Oil markets are sliding again this morning after trading sideways yesterday. Inflation is now officially up to 9.1% year-over-year, which means higher prices for just about everything. As prices rise, consumers will have less residual income to spend on nonessentials like travel, causing fuel demand to decline. To curb inflation, the Federal Reserve will raise interest rates, making it more expensive to borrow money. Less borrowing means less demand for goods – which will help lower consumer prices but reduce business sales and economic growth.

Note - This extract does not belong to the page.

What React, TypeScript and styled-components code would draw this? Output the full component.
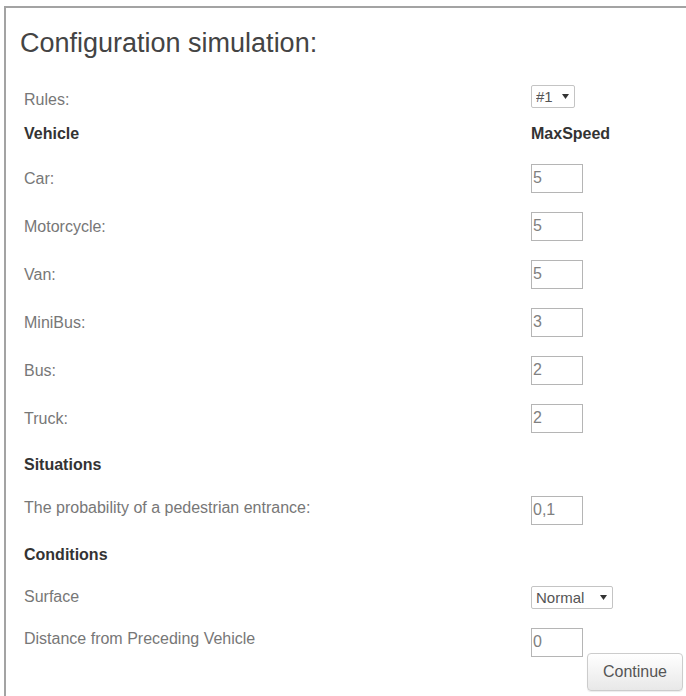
import { createGlobalStyle, styled } from "styled-components";

const GlobalStyle = createGlobalStyle`
  body {
    margin: 0;
    background: #fff;
    font-family: "Liberation Sans", Arial, sans-serif;
  }
`

const vehicles = [
  { name: "Car:", speed: "5" },
  { name: "Motorcycle:", speed: "5" },
  { name: "Van:", speed: "5" },
  { name: "MiniBus:", speed: "3" },
  { name: "Bus:", speed: "2" },
  { name: "Truck:", speed: "2" },
]

const Caret = () => (
  <svg width="7" height="5" viewBox="0 0 7 5">
    <path d="M0 0 L7 0 L3.5 5 Z" fill="#333" />
  </svg>
)

const Picker = ({ options, width }: { options: string[]; width: number }) => (
  <PickerBox $width={width}>
    <PickerSelect defaultValue={options[0]}>
      {options.map((o) => (
        <option key={o}>{o}</option>
      ))}
    </PickerSelect>
    <Caret />
  </PickerBox>
)

const App = () => {
  return (
    <>
      <GlobalStyle />
      <Panel>
        <Title>Configuration simulation:</Title>

        <Row $height={36}>
          <Label $nudge={4}>Rules:</Label>
          <Control>
            <Picker options={["#1", "#2", "#3"]} width={44} />
          </Control>
        </Row>

        <Row $height={40}>
          <Heading>Vehicle</Heading>
          <Control>
            <Heading>MaxSpeed</Heading>
          </Control>
        </Row>

        {vehicles.map((v) => (
          <Row $height={48} key={v.name}>
            <Label $nudge={1}>{v.name}</Label>
            <Control>
              <NumberInput defaultValue={v.speed} />
            </Control>
          </Row>
        ))}

        <Row $height={46}>
          <Heading>Situations</Heading>
        </Row>

        <Row $height={44}>
          <Label $nudge={-2}>The probability of a pedestrian entrance:</Label>
          <Control>
            <NumberInput defaultValue="0,1" />
          </Control>
        </Row>

        <Row $height={46}>
          <Heading>Conditions</Heading>
        </Row>

        <Row $height={38}>
          <Label>Surface</Label>
          <Control>
            <Picker options={["Normal", "Wet", "Icy"]} width={82} />
          </Control>
        </Row>

        <Row $height={52}>
          <Label $nudge={-3}>Distance from Preceding Vehicle</Label>
          <Control>
            <NumberInput defaultValue="0" />
          </Control>
        </Row>

        <Footer>
          <ContinueButton>Continue</ContinueButton>
        </Footer>
      </Panel>
    </>
  )
}

export default App

const Panel = styled.div`
  margin: 6px 0 0 4px;
  padding: 0 3px 0 18px;
  min-height: 690px;
  box-sizing: border-box;
  border-top: 2px solid #a3a3a3;
  border-left: 2px solid #a3a3a3;
`

const Title = styled.h1`
  margin: 20px 0 20px -4px;
  font-size: 27px;
  line-height: 30px;
  font-weight: normal;
  color: #444;
`

const Row = styled.div<{ $height: number }>`
  display: flex;
  align-items: center;
  height: ${(p) => p.$height}px;
`

const Label = styled.span<{ $nudge?: number }>`
  flex: 1;
  font-size: 16px;
  color: #777;
  padding-top: ${(p) => Math.max(p.$nudge ?? 0, 0) * 2}px;
  padding-bottom: ${(p) => Math.max(-(p.$nudge ?? 0), 0) * 2}px;
`

const Heading = styled.span`
  flex: 1;
  font-size: 16px;
  font-weight: bold;
  color: #333;
`

const Control = styled.div`
  width: 152px;
  display: flex;
  align-items: center;
`

const NumberInput = styled.input`
  width: 52px;
  height: 29px;
  box-sizing: border-box;
  border: 1px solid #b5b5b5;
  padding: 0 1px;
  font-family: "Liberation Sans", Arial, sans-serif;
  font-size: 16px;
  color: #808080;
  outline: none;
`

const PickerBox = styled.div<{ $width: number }>`
  width: ${(p) => p.$width}px;
  height: 23px;
  box-sizing: border-box;
  display: flex;
  align-items: center;
  gap: 4px;
  padding: 0 5px 0 4px;
  border: 1px solid #c4c4c4;
  border-radius: 2px;
  background: #fff;
`

const PickerSelect = styled.select`
  appearance: none;
  flex: 1;
  min-width: 0;
  border: none;
  background: transparent;
  padding: 0;
  font-family: "Liberation Sans", Arial, sans-serif;
  font-size: 15px;
  color: #555;
  outline: none;
`

const Footer = styled.div`
  display: flex;
  justify-content: flex-end;
  margin-top: -15px;
`

const ContinueButton = styled.button`
  width: 96px;
  height: 38px;
  border: 1px solid #ccc;
  border-radius: 4px;
  background: linear-gradient(#fff, #e8e8e8);
  box-shadow: 0 1px 1px rgba(0, 0, 0, 0.08);
  font-family: "Liberation Sans", Arial, sans-serif;
  font-size: 16px;
  color: #555;
`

The effects of inflation seem to be showing up in the diesel data. Yesterday the EIA reported the lowest weekly petroleum fuel demand level (18.7 million barrels per day, or MMbpd) since June 2021. Diesel demand fell to 3.5 MMbpd, compared to 4.0 MMbpd in Q3 last year. With demand falling, diesel days of supply (total fuel inventories divided by daily demand) appears to be improving, climbing from 26.9 days earlier this year to 30 days of supply this week.

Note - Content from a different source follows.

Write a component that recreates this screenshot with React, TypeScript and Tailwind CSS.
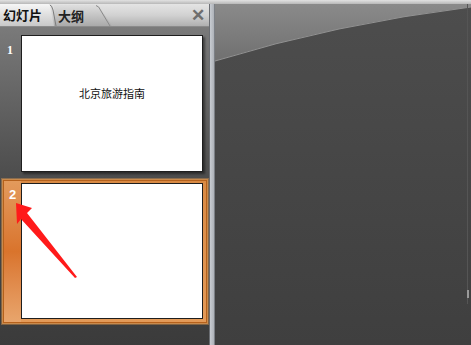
import React from 'react';

const cjk = { fontFamily: '"Noto Sans CJK SC", "Liberation Sans", sans-serif' };

const SlideThumb = ({ children }: { children?: React.ReactNode }) => (
  <div className="w-[182px] h-[137px] bg-white border border-[#1e1e1e] shadow-[2px_2px_2px_rgba(0,0,0,0.45)] flex items-center justify-center">
    {children}
  </div>
);

export default function App() {
  return (
    <div className="w-[471px] h-[345px] flex flex-col bg-[#3c3c3c] overflow-hidden" style={cjk}>
      {/* window top edge */}
      <div className="h-[4px] bg-gradient-to-b from-[#e2e2e2] to-[#b8b8b8]" />

      <div className="flex flex-1 min-h-0">
        {/* slides pane */}
        <div className="w-[209px] flex flex-col">
          <div className="h-[23px] relative flex items-end bg-gradient-to-b from-[#e4e4e4] via-[#d2d2d2] to-[#b0b0b0] border-b border-[#8a8a8a]">
            <div className="h-[22px] w-[54px] flex items-center pl-[3px] bg-gradient-to-b from-[#f6f6f6] to-[#c8c8c8] [clip-path:polygon(0_0,92%_0,100%_100%,0_100%)] text-[13px] font-bold text-[#111] z-10">
              幻灯片
            </div>
            <div className="h-[21px] w-[58px] flex items-center pl-[4px] text-[13px] font-bold text-[#222] bg-gradient-to-b from-[#dedede] to-[#aaaaaa] [clip-path:polygon(0_0,76%_0,100%_100%,0_100%)]">
              大纲
            </div>
            <svg className="absolute left-0 top-0 pointer-events-none" width="209" height="23">
              <path d="M49 0.5 Q52 1 53 6 L56 22" fill="none" stroke="#7c7c7c" strokeWidth="1" />
              <path d="M96 1.5 Q99 2 101 7 L110 22" fill="none" stroke="#8a8a8a" strokeWidth="1" />
            </svg>
            <div className="ml-auto mr-[4px] self-center text-[17px] font-bold text-[#6e6e6e] leading-none" style={{ fontFamily: '"Liberation Sans", sans-serif' }}>
              ✕
            </div>
          </div>

          <div className="flex-1 bg-gradient-to-b from-[#7a7a7a] via-[#4a4a4a] via-50% to-[#3b3b3b] pt-[8px]">
            <div className="flex">
              <div className="w-[21px] pl-[7px] pt-[9px] text-[12px] font-bold text-white leading-none" style={{ fontFamily: '"Liberation Serif", serif' }}>
                1
              </div>
              <SlideThumb>
                <span className="text-[11px] text-[#111] mt-[-20px]">北京旅游指南</span>
              </SlideThumb>
            </div>

            <div className="mt-[7px] ml-[2px] w-[206px] h-[145px] border border-[#c98a4c] bg-[#b5611c] flex p-[1px] shadow-[0_0_0_1px_rgba(255,170,80,0.35)]">
              <div className="w-[17px] h-full bg-gradient-to-b from-[#e39a5c] via-[#d9742c] to-[#e8a56c] pl-[5px] pt-[7px] text-[13px] font-bold text-white leading-none" style={{ fontFamily: '"Liberation Sans", sans-serif' }}>
                2
              </div>
              <div className="flex-1 bg-gradient-to-b from-[#d98a44] to-[#e39a58] pt-[2px] pr-[2px]">
                <div className="w-[182px] h-[136px] bg-white border border-[#1e1e1e]" />
              </div>
            </div>
          </div>
        </div>

        {/* splitter */}
        <div className="w-[6px] flex">
          <div className="w-[1px] bg-[#6a6d72]" />
          <div className="w-[4px] bg-gradient-to-r from-[#c8ccd2] to-[#aeb2b8]" />
          <div className="w-[1px] bg-[#7c8086]" />
        </div>

        {/* editing area */}
        <div className="flex-1 relative bg-gradient-to-b from-[#4d4d4d] to-[#3f3f3f]">
          <svg className="absolute inset-0" width="256" height="341" viewBox="0 0 256 341">
            <defs>
              <linearGradient id="gl" x1="0" y1="0" x2="0" y2="1">
                <stop offset="0" stopColor="#8a8a8a" />
                <stop offset="1" stopColor="#707070" />
              </linearGradient>
            </defs>
            <path d="M0 0 H256 V3 Q120 20 0 57 Z" fill="url(#gl)" />
            <path d="M256 3 Q120 20 0 57" fill="none" stroke="#929292" strokeWidth="1" />
            <rect x="252" y="0" width="1" height="300" fill="#555" />
            <rect x="252" y="286" width="2" height="8" fill="#9a9a9a" />
          </svg>
        </div>
      </div>

      {/* red annotation arrow */}
      <svg className="absolute left-0 top-0 pointer-events-none" width="471" height="345">
        <path d="M16 203 L32 208 L27 213 L77 277 L75 278 L21 219 L17 224 Z" fill="#ff1a1a" />
      </svg>
    </div>
  );
}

Although days of supply has improved by 10%, inventories are still tight. Diesel inventories, though rising seasonally, are still well below the pre-COVID range. The US currently has 113 million barrels of diesel on hand – compared to a pre-COVID average of 140 million barrels.
What does this mean for fuel supply security and prices? Days of supply is a good indicator of the situation right now. Markets have cooled a bit thanks to inflation and weaker fuel demand. But if consumption returns to higher levels or productions falter, the equation can quickly turn ugly given low inventories. A hurricane that disrupts refining capacity or a cold winter spurring heavy diesel demand in the US and Europe could tilt the market back to an imbalance, bringing renewed price surges. Let’s hope the second half of 2022 will be less volatile than the past few years!